Ao longo dos últimos anos, a economia brasileira distribuiu uma série de benefícios para grupos e setores específicos, sem uma cultura de avaliação periódica, com metas e indicadores claros de performance, para identificar se eles ainda são meritórios e se contribuem com o crescimento da renda e do País. Em geral, os analistas dizem que o Brasil sofre de um mal crônico: benefícios concedidos dificilmente conseguem ser retirados depois.
Em 2025, os gastos tributários federais, ou seja, o montante que o governo deixará de arrecadar, devem somar R$ 543,7 bilhões, o equivalente a 4,4% do PIB. O maior de todos é o Simples, que, sozinho, terá um custo de R$ 121 bilhões.
“Não existe um consenso em relação ao que o Simples quer fazer. Ele existe para facilitar a abertura de novas empresas, para formalizar as que já existem? Faz sentido o Simples ter um sarrafo tão alto de faturamento e de lucro?”, questiona Leme. “No fim das contas, o que acabamos vendo é que é um instrumento de planejamento tributário. As empresas que são grandes acabam se desmembrando de forma a não serem efetivamente tributadas.”
Equilibrar as contas públicas também poderá passar por outros caminhos espinhosos. Há um diagnóstico de parte dos especialistas de que o País terá de rever benefícios sociais que são atrelados ao salário mínimo e desindexar os gastos de Saúde e Educação.
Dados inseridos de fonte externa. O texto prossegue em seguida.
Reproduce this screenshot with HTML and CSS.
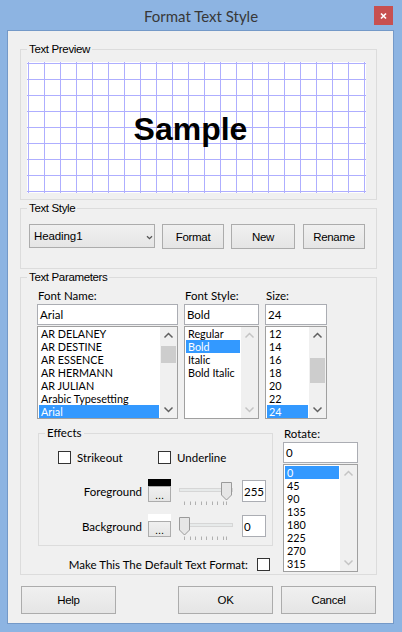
FILE: index.html
```html
<!DOCTYPE html>
<html>
<head>
<meta charset="utf-8">
<title>Format Text Style</title>
<link rel="stylesheet" href="styles.css">
</head>
<body>
<div class="window">
  <div class="titlebar">
    <div class="title">Format Text Style</div>
    <div class="close"><svg width="19" height="19" viewBox="0 0 19 19"><path d="M7 7.5L12 12.5M12 7.5L7 12.5" stroke="#fff" stroke-width="1.7" fill="none"/></svg></div>
  </div>
  <div class="client">
    <div class="group g-preview">
      <div class="legend">Text Preview</div>
      <div class="preview"><span class="sample">Sample</span></div>
    </div>

    <div class="group g-style">
      <div class="legend">Text Style</div>
      <div class="style-row">
        <div class="combo btnface"><span>Heading1</span><svg class="chev" width="7" height="5" viewBox="0 0 7 5"><path d="M1 1.2L3.5 3.7L6 1.2" stroke="#555" stroke-width="1.3" fill="none"/></svg></div>
        <div class="btn btnface b-format">Format</div>
        <div class="btn btnface b-new">New</div>
        <div class="btn btnface b-rename">Rename</div>
      </div>
    </div>

    <div class="group g-params">
      <div class="legend">Text Parameters</div>
      <div class="font-cols">
        <div class="col c-name">
          <div class="lbl">Font Name:</div>
          <div class="tbox">Arial</div>
          <div class="list">
            <div class="items">
              <div class="item">AR DELANEY</div>
              <div class="item">AR DESTINE</div>
              <div class="item">AR ESSENCE</div>
              <div class="item">AR HERMANN</div>
              <div class="item">AR JULIAN</div>
              <div class="item">Arabic Typesetting</div>
              <div class="item sel">Arial</div>
            </div>
            <div class="sbar">
              <div class="arr"><svg width="17" height="17" viewBox="0 0 17 17"><path d="M4.5 10.5L8.5 6.5L12.5 10.5" stroke="#606060" stroke-width="1.5" fill="none"/></svg></div>
              <div class="trk"><div class="thumb t-name"></div></div>
              <div class="arr"><svg width="17" height="17" viewBox="0 0 17 17"><path d="M4.5 6.5L8.5 10.5L12.5 6.5" stroke="#606060" stroke-width="1.5" fill="none"/></svg></div>
            </div>
          </div>
        </div>
        <div class="col c-style">
          <div class="lbl">Font Style:</div>
          <div class="tbox">Bold</div>
          <div class="list">
            <div class="items">
              <div class="item">Regular</div>
              <div class="item sel">Bold</div>
              <div class="item">Italic</div>
              <div class="item">Bold Italic</div>
            </div>
            <div class="sbar">
              <div class="arr"><svg width="17" height="17" viewBox="0 0 17 17"><path d="M4.5 10.5L8.5 6.5L12.5 10.5" stroke="#c4c4c4" stroke-width="1.5" fill="none"/></svg></div>
              <div class="trk"></div>
              <div class="arr"><svg width="17" height="17" viewBox="0 0 17 17"><path d="M4.5 6.5L8.5 10.5L12.5 6.5" stroke="#c4c4c4" stroke-width="1.5" fill="none"/></svg></div>
            </div>
          </div>
        </div>
        <div class="col c-size">
          <div class="lbl">Size:</div>
          <div class="tbox">24</div>
          <div class="list">
            <div class="items">
              <div class="item">12</div>
              <div class="item">14</div>
              <div class="item">16</div>
              <div class="item">18</div>
              <div class="item">20</div>
              <div class="item">22</div>
              <div class="item sel">24</div>
            </div>
            <div class="sbar">
              <div class="arr"><svg width="17" height="17" viewBox="0 0 17 17"><path d="M4.5 10.5L8.5 6.5L12.5 10.5" stroke="#606060" stroke-width="1.5" fill="none"/></svg></div>
              <div class="trk"><div class="thumb t-size"></div></div>
              <div class="arr"><svg width="17" height="17" viewBox="0 0 17 17"><path d="M4.5 6.5L8.5 10.5L12.5 6.5" stroke="#606060" stroke-width="1.5" fill="none"/></svg></div>
            </div>
          </div>
        </div>
      </div>

      <div class="lower">
        <div class="left">
          <div class="group effects">
            <div class="legend seg">Effects</div>
            <div class="checks">
              <div class="chk c1"><span class="box"></span><span>Strikeout</span></div>
              <div class="chk"><span class="box"></span><span>Underline</span></div>
            </div>
            <div class="crow fg">
              <div class="clab">Foreground</div>
              <div class="swcol"><div class="sw black"></div><div class="dots btnface">...</div></div>
              <svg class="slider" width="54" height="27" viewBox="0 0 54 27">
                <rect x="0.5" y="9.5" width="53" height="3" fill="#e7eaea" stroke="#d6d6d6"/>
                <path d="M5.5 22.5V26M11.5 22.5V26M16.5 22.5V26M22.5 22.5V26M27.5 22.5V26M33.5 22.5V26M38.5 22.5V26M44.5 22.5V26M47.5 22.5V26" stroke="#b0b0b0" fill="none"/>
                <path d="M42.5 3.5H52.5V16L47.5 21L42.5 16Z" fill="#e6e6e6" stroke="#9a9a9a"/>
              </svg>
              <div class="val">255</div>
            </div>
            <div class="crow bg">
              <div class="clab">Background</div>
              <div class="swcol"><div class="sw white"></div><div class="dots btnface">...</div></div>
              <svg class="slider" width="54" height="27" viewBox="0 0 54 27">
                <rect x="0.5" y="9.5" width="53" height="3" fill="#e7eaea" stroke="#d6d6d6"/>
                <path d="M5.5 22.5V26M11.5 22.5V26M16.5 22.5V26M22.5 22.5V26M27.5 22.5V26M33.5 22.5V26M38.5 22.5V26M44.5 22.5V26M47.5 22.5V26" stroke="#b0b0b0" fill="none"/>
                <path d="M0.5 3.5H10.5V16L5.5 21L0.5 16Z" fill="#e6e6e6" stroke="#9a9a9a"/>
              </svg>
              <div class="val">0</div>
            </div>
          </div>
          <div class="defrow"><span>Make This The Default Text Format:</span><span class="box"></span></div>
        </div>
        <div class="rotate">
          <div class="lbl">Rotate:</div>
          <div class="tbox">0</div>
          <div class="list rlist">
            <div class="items">
              <div class="item sel">0</div>
              <div class="item">45</div>
              <div class="item">90</div>
              <div class="item">135</div>
              <div class="item">180</div>
              <div class="item">225</div>
              <div class="item">270</div>
              <div class="item">315</div>
            </div>
            <div class="sbar">
              <div class="arr"><svg width="17" height="17" viewBox="0 0 17 17"><path d="M4.5 10.5L8.5 6.5L12.5 10.5" stroke="#c4c4c4" stroke-width="1.5" fill="none"/></svg></div>
              <div class="trk"></div>
              <div class="arr"><svg width="17" height="17" viewBox="0 0 17 17"><path d="M4.5 6.5L8.5 10.5L12.5 6.5" stroke="#c4c4c4" stroke-width="1.5" fill="none"/></svg></div>
            </div>
          </div>
        </div>
      </div>
    </div>

    <div class="buttons">
      <div class="btn btnface big">Help</div>
      <div class="btn btnface big ok">OK</div>
      <div class="btn btnface big cancel">Cancel</div>
    </div>
  </div>
</div>
</body>
</html>
```

FILE: styles.css
```css
* { box-sizing: border-box; }
html, body { margin: 0; padding: 0; }
body {
  width: 402px;
  height: 632px;
  overflow: hidden;
  background: #8db4e2;
  font-family: "Lato", "Noto Sans", sans-serif;
  font-size: 11.5px;
  color: #000;
}
.window { width: 402px; height: 632px; display: flex; flex-direction: column; }

.titlebar {
  height: 31px;
  display: grid;
  grid-template-columns: 1fr auto 1fr;
  align-items: center;
}
.title {
  grid-column: 2;
  font-family: "Lato", sans-serif;
  font-size: 15px;
  line-height: 20px;
  color: #383838;
}
.close {
  grid-column: 3;
  justify-self: end;
  align-self: start;
  margin: 6px 9px 0 0;
  width: 19px;
  height: 19px;
  background: #c75050;
  display: flex;
}

.client {
  margin: 0 9px 0 8px;
  height: 592px;
  background: #f0f0f0;
  box-shadow: 0 0 0 1px #7499c8;
  display: flex;
  flex-direction: column;
}

.group { border: 1px solid #dcdcdc; }
.legend {
  font-family: "Liberation Sans", Arial, sans-serif;
  font-size: 11.5px;
  letter-spacing: -0.35px;
  line-height: 14px;
  height: 14px;
  margin: -8px 0 0 6px;
  padding: 0 2px;
  background: #f0f0f0;
  width: max-content;
}
.legend.seg {
  font-family: "Lato", sans-serif;
  font-size: 11.5px;
  letter-spacing: 0;
}

.g-preview { margin: 18px 0 0 12px; width: 357px; padding-bottom: 6px; }
.preview {
  margin: 6px 0 0 6px;
  width: 339px;
  height: 131px;
  background-color: #fff;
  background-image:
    linear-gradient(to right, #aeaeff 1px, transparent 1px),
    linear-gradient(to bottom, #aeaeff 1px, transparent 1px);
  background-size: 16px 16px;
  background-position: 1px 1px;
  display: flex;
  align-items: center;
  justify-content: center;
  padding: 3px 12px 0 0;
}
.sample {
  font-family: "Liberation Sans", Arial, sans-serif;
  font-weight: bold;
  font-size: 32px;
  line-height: 32px;
  color: #000;
}

.g-style { margin: 8px 0 0 12px; width: 357px; }
.style-row { display: flex; align-items: flex-start; margin: 9px 0 19px 8px; }
.btnface {
  border: 1px solid #acacac;
  background: linear-gradient(#f0f0f0, #e5e5e5);
}
.btn {
  display: flex;
  align-items: center;
  justify-content: center;
  font-family: "Liberation Sans", Arial, sans-serif;
  font-size: 11.5px;
  letter-spacing: -0.3px;
}
.combo {
  width: 126px;
  height: 24px;
  display: flex;
  align-items: center;
  justify-content: space-between;
  padding: 0 0 0 4px;
  font-family: "Liberation Sans", Arial, sans-serif;
  font-size: 11.5px;
  letter-spacing: -0.1px;
}
.chev { margin: 2px 1px 0 0; }
.b-format { width: 62px; height: 25px; margin-left: 7px; }
.b-new { width: 64px; height: 25px; margin-left: 7px; }
.b-rename { width: 62px; height: 25px; margin-left: 8px; }

.g-params { margin: 8px 0 0 12px; width: 357px; padding-bottom: 2px; }
.font-cols { display: flex; gap: 6px; margin-left: 16px; }
.col { display: flex; flex-direction: column; }
.c-name { width: 141px; }
.c-style { width: 75px; }
.c-size { width: 62px; }
.lbl { height: 14px; line-height: 14px; margin: 5px 0 1px 0; padding-left: 1px; }
.tbox {
  height: 21px;
  border: 1px solid #abadb3;
  background: #fff;
  display: flex;
  align-items: center;
  padding-left: 2px;
}
.list {
  margin-top: 1px;
  height: 93px;
  border: 1px solid #a0a0a0;
  background: #fff;
  display: flex;
}
.items { flex: 1; padding: 0 1px; overflow: hidden; }
.item { height: 13px; line-height: 13px; font-size: 10.8px; padding-left: 2px; white-space: nowrap; }
.sel { background: #3399ff; color: #fff; }
.sbar { width: 17px; background: #f0f0f0; display: flex; flex-direction: column; }
.arr { height: 17px; display: flex; }
.trk { flex: 1; }
.thumb { margin: 0 1px; background: #cdcdcd; }
.t-name { margin-top: 2px; height: 17px; }
.t-size { margin-top: 14px; height: 25px; }

.lower { display: flex; align-items: flex-start; margin-left: 17px; }
.left { width: 235px; display: flex; flex-direction: column; }
.effects { margin-top: 14px; width: 235px; padding-bottom: 8px; }
.checks { display: flex; align-items: center; height: 13px; margin: 11px 0 0 19px; }
.chk { display: flex; align-items: center; gap: 6px; }
.chk.c1 { width: 100px; }
.box { width: 13px; height: 13px; border: 1px solid #333; background: #fff; display: block; flex: none; }
.crow { display: flex; align-items: flex-start; height: 23px; }
.crow.fg { margin-top: 15px; }
.crow.bg { margin-top: 12px; }
.clab { width: 103px; text-align: right; align-self: flex-end; line-height: 14px; margin-bottom: 3px; }
.swcol { margin-left: 6px; width: 23px; display: flex; flex-direction: column; }
.sw { height: 7px; }
.sw.black { background: #000; }
.sw.white { background: #fff; }
.dots {
  height: 16px;
  display: flex;
  align-items: flex-end;
  justify-content: center;
  font-family: "Liberation Sans", Arial, sans-serif;
  font-size: 11px;
  line-height: 11px;
}
.slider { display: block; margin: 0 0 -4px 8px; }
.val {
  margin: 1px 0 0 9px;
  width: 24px;
  height: 22px;
  border: 1px solid #abadb3;
  background: #fff;
  padding-left: 1px;
  display: flex;
  align-items: center;
}
.defrow {
  margin-top: 12px;
  height: 13px;
  display: flex;
  align-items: center;
  justify-content: flex-end;
  gap: 9px;
  padding-right: 3px;
}

.rotate { width: 75px; margin: 8px 0 0 10px; display: flex; flex-direction: column; }
.rotate .lbl { margin-top: 0; }
.rlist { height: 108px; }
.rlist .items { padding-top: 1px; }

.buttons { display: flex; width: 355px; margin: 11px 0 0 13px; }
.big { width: 95px; height: 28px; }
.ok { margin-left: auto; }
.cancel { margin-left: 8px; }
```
Historicamente, o ajuste das contas públicas sempre foi uma tarefa árdua. O Brasil possui um Orçamento bastante rígido e, portanto, com pouca margem de manobra para eventuais cortes de gastos. Em geral, nos momentos de aperto fiscal, é a despesa com investimento que acaba sofrendo mais.
“A crise vai chegar, e o descontrole das contas públicas e o seu impacto na economia vão chegar a todos nós” (Marcos Lisboa – Ex-secretário de Política Econômica)
“Eu entendo que o grande desafio passa pelo convencimento da área política e da sociedade como um todo. Como é que eu vou fazer, por exemplo, mudanças na lei de correção do salário mínimo, que tem impacto sobre a Previdência, se ao mesmo tempo tem juízes ganhando centenas de milhares de reais por mês?”, questiona Salto. “Há um componente ético nessa discussão que precisa entrar para ajudar a legitimar a agenda do ajuste fiscal.”
Parte da rigidez orçamentária pode ser explicada pelo desenho da Constituição, em 1988. Na saída do período ditatorial, a Constituição – chamada de cidadã – buscou garantir ao País um Estado de bem-estar social numa conjuntura marcada por uma imensa desigualdade.
“A opção do constituinte de abrir espaço para o Estado que gostaríamos de ser colocou muitos ganhos importantes para a população em geral”, afirma Leme. “Se nós queremos ser um país que oferece tudo isso de forma pública e para todos, precisamos criar um sistema que consiga dar as condições financeiras necessárias para o estabelecimento, o aperfeiçoamento e a manutenção de um sistema como esse. Isso por si só já joga o nosso gasto público muito para cima em relação a outros pares.”
Há ainda entraves mais recentes, como a perda de influência do Executivo sobre o comando do Orçamento, dado o crescimento das emendas parlamentares.
“Efetivamente, hoje a gente tem algo como 4% ou 5% do Orçamento à disposição do Executivo”, afirma Leme. “E esse espaço está se reduzindo ainda mais por conta das negociatas relativas às emendas parlamentares.”
“Independentemente do partido que entra no governo, ele está de mãos atadas em grande parte, porque terá de mexer na Constituição e em leis complementares para qualquer reforma mais estrutural. São leis que, por conta da sua natureza jurídica, requerem um quórum maior do que só a maioria simples”, acrescenta.